Pope Francis is well aware of this side of religion, and much of his time in the papal office has been used to confront the specters of fear (in and out of religion) and offer pathways to courage. His endorsement of a “risky” faith willing to go the peripheries and to engage the world and its sufferings, makes some people, even some of his own bishops, uneasy. Some of them are “afraid” that he is lowering the walls separating the sacred from the profane, going “soft on sin,” minimizing the potential consequences of our brokenness and inadequacies, and inadvertently leading the gullible to destructive behaviors. But, Francis sees clearly that the Spirit of God does not thrive in cultures of fear, because such communities breed self-righteousness, prejudice, bigotry, and narcissism. Francis wants churches to become a spiritual farm for planting, nurturing and harvesting a mature and fearless religious faith, something he learned from his experience in Argentina’s civil war. This is also part of his Jesuit heritage, a 500-year-old religious tradition that has tried to figure out in each generation how to do smart and honest religious formation and faith-informed interdisciplinary education. The intended goal is to build powerplants of courage so they can face the terrors found in life or death, and can become contributors to building a new kind of world, rather than just fearful reactors.

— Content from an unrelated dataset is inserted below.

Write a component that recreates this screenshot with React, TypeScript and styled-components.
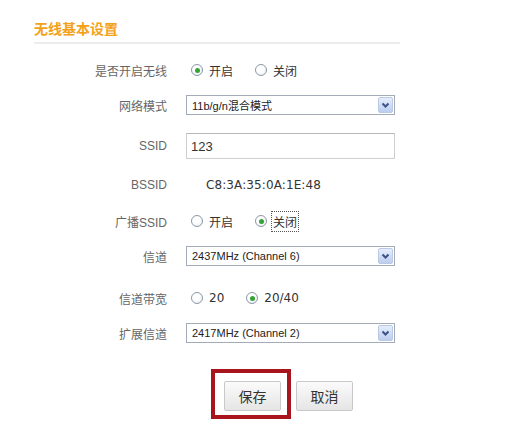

People of faith have reflected on conquering fear through the centuries and have discovered other insights that are important. The Christian philosopher Soren Kierkegaard wrote a famous essay called Fear and Trembling, and came to an unobvious conclusion that fear is deeply intertwined with pride. Overcoming fear for Kierkegaard requires a deeper cultivation of humility as well as courage. The Jewish philosopher, Martha Nussbaum, sees the same connections and calls fear the most “narcissistic emotion” in her book, The New Religious Intolerance: Overcoming the Politics of Fear in an Anxious Age. Nussbaum comes to the conclusion that two practices are required to overcome fear. One is the development of “rigorous critical thinking,” the kind of thinking that goes looking for the “mote” in my eye before it goes looking for the problems in someone else’s eye. Part of the way we do this is by developing a “curious and sympathetic imagination … ‘inner eyes’ that give us the capacity for seeing the world through the eyes of someone coming from another religious, cultural or racial heritage.  

We become a braver person by overcoming our fears—walking through them one-by-one, sweating it out through our terror, whether it is standing up to a bully, riding a roller coaster, or sharing our real feelings with someone. In time, we become desensitized to the symptoms of fear, and we can face an increasing number of challenges. Ultimately, we develop brave hearts and can experience a bigger world and become comfortable in it. Kennedy Odede, an African man from a slum in Nairobi, and Jessica Posner, a privileged white American, who fell in love across their racial, national, and cultural divides, made a remarkable journey of this kind together. In Find Me Unafraid: Love, Loss, and Hope in an African Slum, they describe the personal journey that led to their founding of the Kibera School for Girls, a school in one of the poorest and harshest environments on the earth that is attended by hope-filled, brilliant young girls brimming with confidence and intellectual and moral energy, even though they grew up and still live in one of the most underprivileged neighborhoods on earth.

Our world is in many ways a terrifying place, and it doesn’t serve us well to pretend that it is not. But, fear erects invisible walls to our ability to grow as human beings.  The courageous know this, and can walk through such walls when the circumstances demand it. Most people who do something heroic say afterwards that their action was an instinct, that they just did what anyone would do. Not true. They walked through their fears over a life time, and made the exercise of courage a daily affair. They became the kind of brave hearts our loved ones, our friends or our community might one day need us to be. When we have hearts so brave, Fright Nights don’t scare us, even if they last for an entire fall election cycle.